AIM
Show every line where "code" occurs.

↓↓↓

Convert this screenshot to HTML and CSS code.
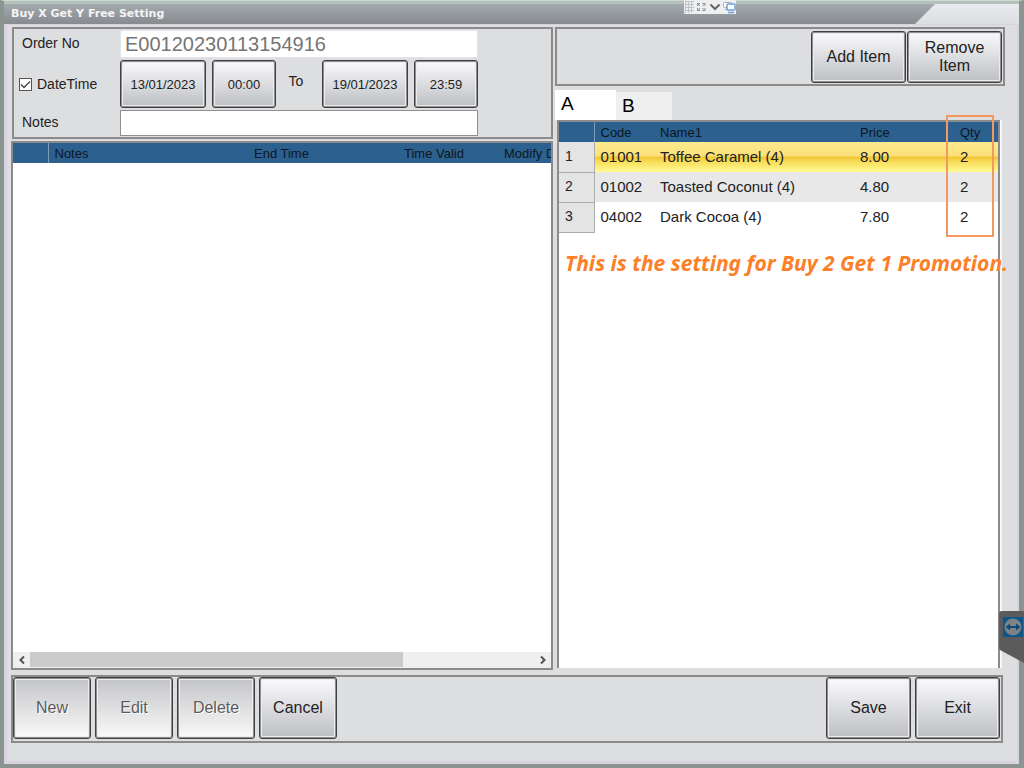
FILE: index.html
```
<!DOCTYPE html>
<html lang="en">
<head>
  <meta charset="UTF-8">
  <meta name="viewport" content="width=device-width, initial-scale=1.0">
  <title>Buy X Get Y Free Setting</title>
  <link rel="stylesheet" href="styles.css">
</head>
<body>

<div class="window">
  <div class="title-wrap">
    <h1 class="title-bar">Buy X Get Y Free Setting</h1>
  </div>

  <div class="content">
    <!-- Left side: order form and promotion list -->
    <div class="left">
      <form class="panel order-form">
        <label for="orderNo">Order No</label>
        <input type="text" id="orderNo" class="order-no" value="E00120230113154916" readonly>

        <label class="check-label"><input type="checkbox" checked>DateTime</label>
        <div class="dates">
          <button type="button" class="btn date">13/01/2023</button>
          <button type="button" class="btn time">00:00</button>
          <span class="to">To</span>
          <button type="button" class="btn date">19/01/2023</button>
          <button type="button" class="btn time">23:59</button>
        </div>

        <label for="notes">Notes</label>
        <input type="text" id="notes" class="notes">
      </form>

      <div class="list">
        <div class="list-body">
          <table class="grid promo-grid">
            <thead>
              <tr>
                <th class="col-mark"></th>
                <th class="col-notes">Notes</th>
                <th class="col-end">End Time</th>
                <th class="col-valid">Time Valid</th>
                <th class="col-modify">Modify Date</th>
              </tr>
            </thead>
          </table>
        </div>
        <div class="scrollbar">
          <button type="button" aria-label="Scroll left">
            <svg width="8" height="8" viewBox="0 0 8 8"><path d="M6 0.5L2.5 4L6 7.5" fill="none" stroke="#505050" stroke-width="2"/></svg>
          </button>
          <div class="track"><div class="thumb"></div></div>
          <button type="button" aria-label="Scroll right">
            <svg width="8" height="8" viewBox="0 0 8 8"><path d="M2 0.5L5.5 4L2 7.5" fill="none" stroke="#505050" stroke-width="2"/></svg>
          </button>
        </div>
      </div>
    </div>

    <!-- Right side: items of the promotion -->
    <div class="right">
      <div class="panel toolbar">
        <button type="button" class="btn tool">Add Item</button>
        <button type="button" class="btn tool">Remove<br>Item</button>
      </div>

      <div class="tabs">
        <button type="button" class="tab active">A</button>
        <button type="button" class="tab">B</button>
      </div>

      <div class="tab-page">
        <table class="grid item-grid">
          <thead>
            <tr>
              <th class="col-row"></th>
              <th class="col-code">Code</th>
              <th class="col-name">Name1</th>
              <th class="col-price">Price</th>
              <th class="col-qty">Qty</th>
            </tr>
          </thead>
          <tbody>
            <tr class="selected">
              <th>1</th><td>01001</td><td>Toffee Caramel (4)</td><td>8.00</td><td>2</td>
            </tr>
            <tr class="alt">
              <th>2</th><td>01002</td><td>Toasted Coconut (4)</td><td>4.80</td><td>2</td>
            </tr>
            <tr>
              <th>3</th><td>04002</td><td>Dark Cocoa (4)</td><td>7.80</td><td>2</td>
            </tr>
          </tbody>
        </table>
        <div class="qty-box"></div>
        <p class="callout">This is the setting for Buy 2 Get 1 Promotion.</p>
      </div>
    </div>
  </div>

  <!-- Action buttons -->
  <div class="panel actions">
    <button type="button" class="btn" disabled>New</button>
    <button type="button" class="btn" disabled>Edit</button>
    <button type="button" class="btn" disabled>Delete</button>
    <button type="button" class="btn">Cancel</button>
    <span class="spacer"></span>
    <button type="button" class="btn wide">Save</button>
    <button type="button" class="btn wide">Exit</button>
  </div>
</div>

<!-- Remote session widgets -->
<div class="remote-bar">
  <svg width="52" height="14" viewBox="0 0 52 14">
    <rect width="52" height="14" fill="#eeeff0"/>
    <path d="M1 1.5H10M1 4.5H10M1 7.5H10M1 10.5H10M1.5 1V13M4.5 1V13M7.5 1V13" stroke="#bfc1c4" fill="none"/>
    <path d="M13.5 6V3.5H16M13.5 3.5L16 6M21 6V3.5H18.5M21 3.5L18.5 6M13.5 8V10.5H16M13.5 10.5L16 8M21 8V10.5H18.5M21 10.5L18.5 8" stroke="#8f9193" fill="none"/>
    <path d="M26.5 4.5L31 9L35.5 4.5" stroke="#666" stroke-width="2" fill="none"/>
    <rect x="39.5" y="2.5" width="8" height="5" rx="1" fill="#fff" stroke="#a9adb2"/>
    <path d="M41 9.5H44" stroke="#a9adb2"/>
    <rect x="43" y="4" width="8" height="6" rx="1" fill="#fff" stroke="#6f9fd8" stroke-width="1.5"/>
    <path d="M44 12.5H50" stroke="#6f9fd8" stroke-width="1.5"/>
  </svg>
</div>
<div class="remote-tab">
  <svg width="25" height="52" viewBox="0 0 25 52">
    <path d="M3 0H25V52L1 39Q0 38 0 36V3Q0 0 3 0Z" fill="#5b5b5b"/>
    <rect x="4" y="6" width="20" height="20" fill="#0d568c"/>
    <circle cx="14" cy="16" r="8.5" fill="#7e8285"/>
    <path d="M6.5 16L11 12.5V15H17V12.5L21.5 16L17 19.5V17H11V19.5Z" fill="#0d4a7c"/>
  </svg>
</div>

</body>
</html>
```
FILE: styles.css
```
* {
  box-sizing: border-box;
}

body {
  margin: 0;
  font-family: "Liberation Sans", Arial, sans-serif;
  font-size: 14px;
  color: #222;
  background-color: #dddee0;
}

button, input {
  font-family: inherit;
}

/* Window frame */
.window {
  display: flex;
  flex-direction: column;
  height: 100vh;
  padding-bottom: 21px;
  border: 4px solid #8b958f;
  border-top: 1px solid #cdd8cf;
  border-right-width: 5px;
  box-shadow: inset 3px 0 #d9d2df, inset -2px 0 #d9d2df, inset 0 -3px #d9d2df;
}

.title-wrap {
  height: 24px;
  margin-bottom: 2px;
  padding-top: 3px;
  background: linear-gradient(#b4c1bd 3px, #e9eaef 3px, #dddee0);
  border-bottom: 1px solid #d9d0dc;
}

.title-bar {
  height: 20px;
  margin: 0 84px 0 0;
  padding-left: 7px;
  font-family: "DejaVu Sans", sans-serif;
  font-size: 11px;
  font-weight: bold;
  line-height: 20px;
  color: #f4f4f4;
  background: linear-gradient(#a3a9ac, #878b90);
  clip-path: polygon(0 0, 100% 0, calc(100% - 20px) 100%, 0 100%);
}

.content {
  display: flex;
  flex: 1;
  gap: 2px;
  min-height: 0;
  padding: 0 14px 0 7px;
}

.left {
  display: flex;
  flex: 542;
  flex-direction: column;
  gap: 2px;
  min-width: 0;
}

.right {
  display: flex;
  flex: 450;
  flex-direction: column;
  min-width: 0;
}

.panel {
  border: 2px solid #8b8b8b;
}

/* Buttons */
.btn {
  padding: 0;
  font-size: 16px;
  color: #222;
  background: linear-gradient(#fafafc, #dcdde0 50%, #bdbec2);
  border: 1px solid #3f3f42;
  border-radius: 3px;
  box-shadow: inset 0 0 0 1px #8f8f92, inset 0 0 0 2px #ececee;
}

.btn:disabled {
  color: #5c5c5c;
  text-shadow: 1px 1px #fff;
  background: linear-gradient(#c3c4c6, #fafafa);
}

/* Order form */
.order-form {
  display: grid;
  grid-template-columns: 98px 358px;
  grid-template-rows: 28px 48px 26px;
  row-gap: 2px;
  align-items: center;
  margin-left: 1px;
  padding: 1px 0 1px 8px;
}

.order-form > label {
  padding-bottom: 3px;
}

.order-no {
  width: 100%;
  height: 28px;
  padding: 0 4px;
  font-size: 20px;
  color: #757575;
  background-color: #fff;
  border: 1px solid #e4e4e6;
}

.notes {
  width: 100%;
  height: 26px;
  border: 1px solid #8f8f8f;
}

.order-form .check-label {
  display: flex;
  align-items: center;
  gap: 5px;
  margin-left: -3px;
  padding-bottom: 0;
}

.check-label input {
  appearance: none;
  width: 13px;
  height: 13px;
  margin: 0;
  background: #fff url("data:image/svg+xml,%3Csvg xmlns='http://www.w3.org/2000/svg' viewBox='0 0 11 11'%3E%3Cpath d='M1 5.5L4 8.5L10 2.5' fill='none' stroke='%23444' stroke-width='1.3'/%3E%3C/svg%3E");
  border: 1px solid #555;
}

.dates {
  display: flex;
  gap: 6px;
  height: 48px;
}

.dates .btn {
  font-size: 13px;
}

.dates .date {
  width: 86px;
}

.dates .time {
  width: 64px;
}

.dates .to {
  flex: 1;
  padding-top: 13px;
  padding-right: 6px;
  text-align: center;
}

/* Tables */
.grid {
  border-collapse: collapse;
  table-layout: fixed;
  width: 100%;
}

.grid th {
  font-weight: normal;
  text-align: left;
}

.grid thead th {
  height: 20px;
  padding: 0 0 0 6px;
  overflow: hidden;
  font-size: 13px;
  white-space: nowrap;
  color: #0c1722;
  background-color: #2b608f;
}

.grid thead th:first-child {
  border-right: 1px solid #7f9bb5;
}

/* Promotion list */
.list {
  display: flex;
  flex: 1;
  flex-direction: column;
  min-height: 0;
  background-color: #fff;
  border: 2px solid #8b8b8b;
}

.list-body {
  flex: 1;
  overflow: hidden;
}

.col-mark {
  width: 35px;
}

.col-notes {
  width: 200px;
}

.col-end {
  width: 150px;
}

.col-valid {
  width: 100px;
}

.scrollbar {
  display: flex;
  height: 16px;
  background-color: #efefef;
}

.scrollbar button {
  width: 17px;
  padding: 0;
  line-height: 8px;
  background: none;
  border: none;
}

.track {
  flex: 1;
}

.thumb {
  width: 74%;
  height: 15px;
  background-color: #cacaca;
}

/* Item side */
.toolbar {
  display: flex;
  justify-content: flex-end;
  gap: 1px;
  height: 59px;
  padding: 2px 1px 1px;
}

.tool {
  width: 95px;
  line-height: 18px;
}

.tabs {
  display: flex;
  align-items: flex-end;
  height: 34px;
}

.tab {
  width: 56px;
  height: 28px;
  padding: 0 6px;
  font-size: 19px;
  text-align: left;
  color: #000;
  background-color: #efefef;
  border: none;
}

.tab.active {
  width: 61px;
  height: 30px;
  padding: 0 6px 2px;
  background-color: #fff;
}

.tab-page {
  position: relative;
  flex: 1;
  margin: 0 5px 2px 2px;
  background-color: #fff;
  border: 2px solid #8b8b8b;
  border-bottom: none;
  box-shadow: 2px 0 #f7f7f7;
}

.item-grid {
  font-size: 15px;
}

.col-row {
  width: 35px;
}

.col-code {
  width: 60px;
}

.col-name {
  width: 200px;
}

.col-price {
  width: 100px;
}

.item-grid tbody th {
  font-size: 14px;
  background-color: #e4e4e5;
  border-right: 1px solid #ababab;
  border-bottom: 1px solid #ababab;
}

.item-grid tbody th,
.item-grid td {
  height: 30px;
  padding: 0 6px 2px;
}

.selected td {
  background: linear-gradient(#fdea8e, #fbe07a 45%, #f2c736 52%, #f9dc58 65%, #fffa94);
}

.alt td {
  background-color: #e8e8e8;
}

/* Notes drawn over the table */
.qty-box {
  position: absolute;
  top: -7px;
  right: 4px;
  width: 48px;
  height: 122px;
  border: 2px solid #f3985f;
}

.callout {
  position: absolute;
  top: 127px;
  left: 6px;
  margin: 0;
  font-family: "Noto Sans", "Open Sans", sans-serif;
  font-size: 21px;
  font-style: italic;
  font-weight: bold;
  line-height: 28px;
  white-space: nowrap;
  color: #fb8028;
}

/* Bottom bar */
.actions {
  display: flex;
  gap: 4px;
  height: 68px;
  margin: 5px 16px 0 7px;
  padding: 0 1px 2px 0;
}

.actions .btn {
  width: 78px;
}

.actions .wide {
  width: 85px;
}

.spacer {
  flex: 1;
}

/* Remote session widgets */
.remote-bar {
  position: fixed;
  top: 0;
  right: 288px;
  line-height: 0;
}

.remote-tab {
  position: fixed;
  right: 0;
  bottom: 105px;
  line-height: 0;
}
```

↑↑↑

SOLUTION TO THIS EXERCISE
Convert this screenshot to HTML and CSS code.
              <th class="col-code">Code</th>
.col-code {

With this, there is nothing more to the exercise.